We live in a modern democracy, introduced and promoted by Oliver Cromwell, a Christian and the father of Parliamentary democracy, whose statue stands outside the Houses of Parliament, who promoted the doctrine of Christian toleration as few others have done.  Rather than promoting a theocracy, he overturned the despotic Stuart Monarchy which believed in the divine right of kings (even to the extent of attacking their own citizens in the English Civil War, for which they were removed from the British throne, and the very thing that the UK intervened to prevent in Libya in 2011), and gave us accountable Parliamentary democracy.

Rather, the boot is on the other foot.  Aggressive humanists with their Thought Police and political correctness are worse than a theocracy.  They criminalise wrong thought and have created ‘hate crimes’.  Christians call wrong thought ‘sin’, but Christians do not criminalise sin.  Aggressive humanists are legislating for politically incorrect thinking to make it criminal behaviour.  This is worse than a theocracy - Michael Portillo called it a secular theocracy.

Sin addresses itself to bad thoughts as well as bad words and actions. Sin, as such, is not a criminal offence in Christian society.  Nor is it even a disciplinable offence in the Christian church in the modern sense of the word ‘discipline’, which is usually interpreted as punishment.  Sin is disciplinable in the sense that disciples are disciplined into, (or taught), the paths of righteousness by the teaching of Scripture.
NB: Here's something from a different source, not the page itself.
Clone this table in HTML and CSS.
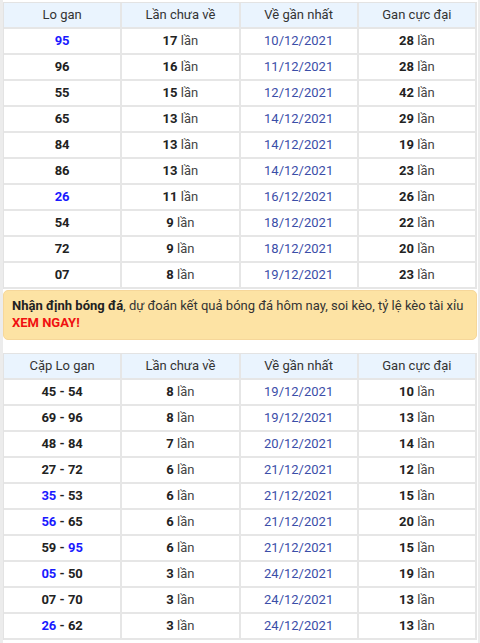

However humanists have no way to motivate sinners to keep criminal or civil law other than with the heavy stick of criminalising thoughts that they cannot tolerate - using political correctness and ‘diversity training’.  The law makes a distinction between criminal and civil law, and neither of these define sin.  Sin is breaking divine law, not breaking criminal nor civil law.  Divine law has disappeared from many people’s reckoning so that the word sin is being removed from conversational English.  It is a useful climate for scaremongering people who are frightened of Christianity.